> **Directions**:
Write the records below out in full, character for character, with no pictures.

> **Dataset extract**:

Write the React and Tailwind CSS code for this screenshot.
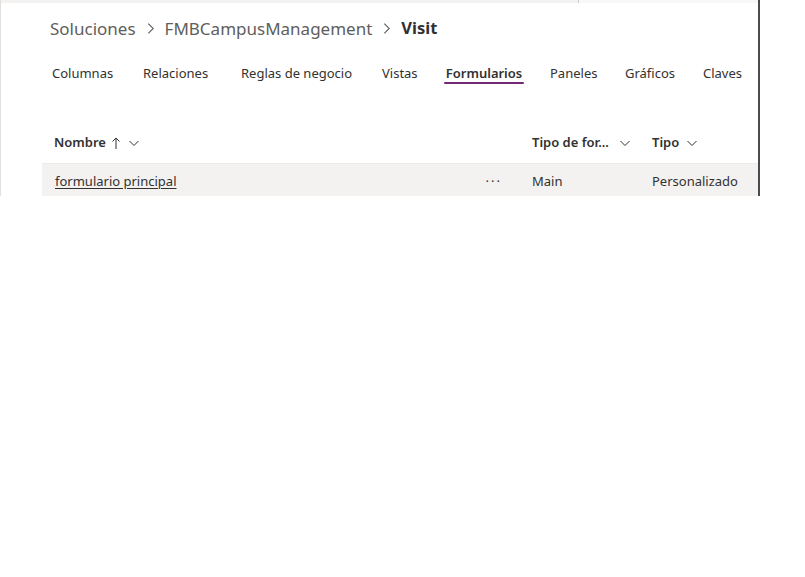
import React from 'react';

const font = { fontFamily: '"Segoe UI", "Noto Sans", "Open Sans", sans-serif' };

const Chevron = ({ className = '' }) => (
  <svg viewBox="0 0 12 12" className={className} fill="none" stroke="currentColor" strokeWidth="1">
    <path d="M1.5 4 L6 8.5 L10.5 4" />
  </svg>
);

const UpArrow = () => (
  <svg viewBox="0 0 10 14" className="w-[10px] h-[14px]" fill="none" stroke="currentColor" strokeWidth="1">
    <path d="M5 13 V2 M1.5 5.5 L5 2 L8.5 5.5" />
  </svg>
);

const tabs = [
  ['Columnas', 'w-[91px]'],
  ['Relaciones', 'w-[98px]'],
  ['Reglas de negocio', 'w-[141px]'],
  ['Vistas', 'w-[62px]'],
  ['Formularios', 'w-[106px]'],
  ['Paneles', 'w-[75px]'],
  ['Gráficos', 'w-[78px]'],
  ['Claves', 'w-[50px]'],
];

export default function App() {
  return (
    <div className="w-[805px] h-[577px] bg-white text-[#323130]" style={font}>
      <div className="w-[760px] h-[196px] flex flex-col border-l border-[#e1dfdd] border-r-2 border-r-[#4b4b4b]">
        <div className="h-[3px] flex">
          <div className="w-[577px] bg-[#f3f2f1]" />
          <div className="w-px bg-[#d2d0ce]" />
          <div className="flex-1 bg-[#f8f8f8]" />
        </div>

        <div className="flex items-center pl-[49px] pt-[13px] h-[38px] text-[17px] leading-none">
          <span className="text-[#605e5c]">Soluciones</span>
          <Chevron className="w-[13px] h-[13px] mx-[8px] -rotate-90 text-[#605e5c]" />
          <span className="text-[#605e5c]">FMBCampusManagement</span>
          <Chevron className="w-[13px] h-[13px] mx-[8px] -rotate-90 text-[#605e5c]" />
          <span className="font-bold text-[#323130] text-[16.5px]">Visit</span>
        </div>

        <div className="flex pl-[51px] mt-[22px] text-[13px] h-[28px] whitespace-nowrap">
          {tabs.map(([t, w]) => {
            const active = t === 'Formularios';
            return (
              <div key={t} className={`${w} flex flex-col items-start`}>
                <div className="flex flex-col items-center">
                  <span className={active ? 'font-semibold leading-[20px]' : 'leading-[20px]'}>{t}</span>
                  {active && <div className="-mt-[1px] h-[2px] w-[80px] bg-[#742774] rounded-sm" />}
                </div>
              </div>
            );
          })}
        </div>

        <div className="ml-[41px] mt-[42px] flex flex-col">
          <div className="flex items-center h-[31px] pb-[10px] text-[13px] font-semibold">
            <div className="w-[478px] pl-[12px] flex items-center">
              <span>Nombre</span>
              <span className="ml-[5px] font-normal"><UpArrow /></span>
              <Chevron className="ml-[7px] w-[12px] h-[12px]" />
            </div>
            <div className="w-[132px] pl-[12px] flex items-center">
              <span>Tipo de for...</span>
              <Chevron className="ml-[10px] w-[12px] h-[12px]" />
            </div>
            <div className="flex-1 flex items-center">
              <span>Tipo</span>
              <Chevron className="ml-[7px] w-[12px] h-[12px]" />
            </div>
          </div>
          <div className="flex items-center h-[33px] pt-[3px] bg-[#f3f2f1] border-t border-[#edebe9] text-[13px]">
            <div className="w-[478px] pl-[13px] flex items-center justify-between pr-[18px]">
              <span className="underline underline-offset-2">formulario principal</span>
              <span className="tracking-[2px]">···</span>
            </div>
            <div className="w-[132px] pl-[12px]">Main</div>
            <div className="flex-1">Personalizado</div>
          </div>
        </div>
      </div>
    </div>
  );
}
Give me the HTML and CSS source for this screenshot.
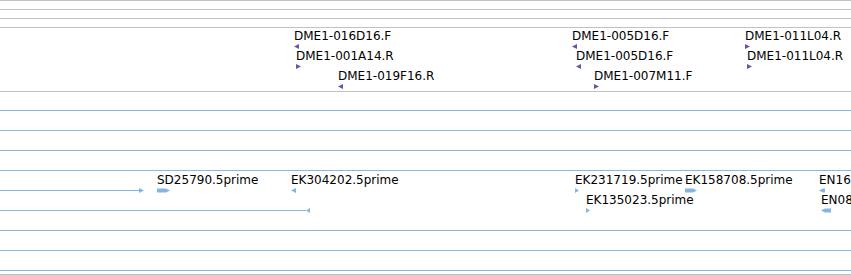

> **Exercise response**:
Write the React and Tailwind CSS code for this screenshot.
import React from 'react';

const font = { fontFamily: '"Segoe UI", "Noto Sans", "Open Sans", sans-serif' };

const Chevron = ({ className = '' }) => (
  <svg viewBox="0 0 12 12" className={className} fill="none" stroke="currentColor" strokeWidth="1">
    <path d="M1.5 4 L6 8.5 L10.5 4" />
  </svg>
);

const UpArrow = () => (
  <svg viewBox="0 0 10 14" className="w-[10px] h-[14px]" fill="none" stroke="currentColor" strokeWidth="1">
    <path d="M5 13 V2 M1.5 5.5 L5 2 L8.5 5.5" />
  </svg>
);

const tabs = [
  ['Columnas', 'w-[91px]'],
  ['Relaciones', 'w-[98px]'],
  ['Reglas de negocio', 'w-[141px]'],
  ['Vistas', 'w-[62px]'],
  ['Formularios', 'w-[106px]'],
  ['Paneles', 'w-[75px]'],
  ['Gráficos', 'w-[78px]'],
  ['Claves', 'w-[50px]'],
];

export default function App() {
  return (
    <div className="w-[805px] h-[577px] bg-white text-[#323130]" style={font}>
      <div className="w-[760px] h-[196px] flex flex-col border-l border-[#e1dfdd] border-r-2 border-r-[#4b4b4b]">
        <div className="h-[3px] flex">
          <div className="w-[577px] bg-[#f3f2f1]" />
          <div className="w-px bg-[#d2d0ce]" />
          <div className="flex-1 bg-[#f8f8f8]" />
        </div>

        <div className="flex items-center pl-[49px] pt-[13px] h-[38px] text-[17px] leading-none">
          <span className="text-[#605e5c]">Soluciones</span>
          <Chevron className="w-[13px] h-[13px] mx-[8px] -rotate-90 text-[#605e5c]" />
          <span className="text-[#605e5c]">FMBCampusManagement</span>
          <Chevron className="w-[13px] h-[13px] mx-[8px] -rotate-90 text-[#605e5c]" />
          <span className="font-bold text-[#323130] text-[16.5px]">Visit</span>
        </div>

        <div className="flex pl-[51px] mt-[22px] text-[13px] h-[28px] whitespace-nowrap">
          {tabs.map(([t, w]) => {
            const active = t === 'Formularios';
            return (
              <div key={t} className={`${w} flex flex-col items-start`}>
                <div className="flex flex-col items-center">
                  <span className={active ? 'font-semibold leading-[20px]' : 'leading-[20px]'}>{t}</span>
                  {active && <div className="-mt-[1px] h-[2px] w-[80px] bg-[#742774] rounded-sm" />}
                </div>
              </div>
            );
          })}
        </div>

        <div className="ml-[41px] mt-[42px] flex flex-col">
          <div className="flex items-center h-[31px] pb-[10px] text-[13px] font-semibold">
            <div className="w-[478px] pl-[12px] flex items-center">
              <span>Nombre</span>
              <span className="ml-[5px] font-normal"><UpArrow /></span>
              <Chevron className="ml-[7px] w-[12px] h-[12px]" />
            </div>
            <div className="w-[132px] pl-[12px] flex items-center">
              <span>Tipo de for...</span>
              <Chevron className="ml-[10px] w-[12px] h-[12px]" />
            </div>
            <div className="flex-1 flex items-center">
              <span>Tipo</span>
              <Chevron className="ml-[7px] w-[12px] h-[12px]" />
            </div>
          </div>
          <div className="flex items-center h-[33px] pt-[3px] bg-[#f3f2f1] border-t border-[#edebe9] text-[13px]">
            <div className="w-[478px] pl-[13px] flex items-center justify-between pr-[18px]">
              <span className="underline underline-offset-2">formulario principal</span>
              <span className="tracking-[2px]">···</span>
            </div>
            <div className="w-[132px] pl-[12px]">Main</div>
            <div className="flex-1">Personalizado</div>
          </div>
        </div>
      </div>
    </div>
  );
}
Give me the HTML and CSS source for this screenshot.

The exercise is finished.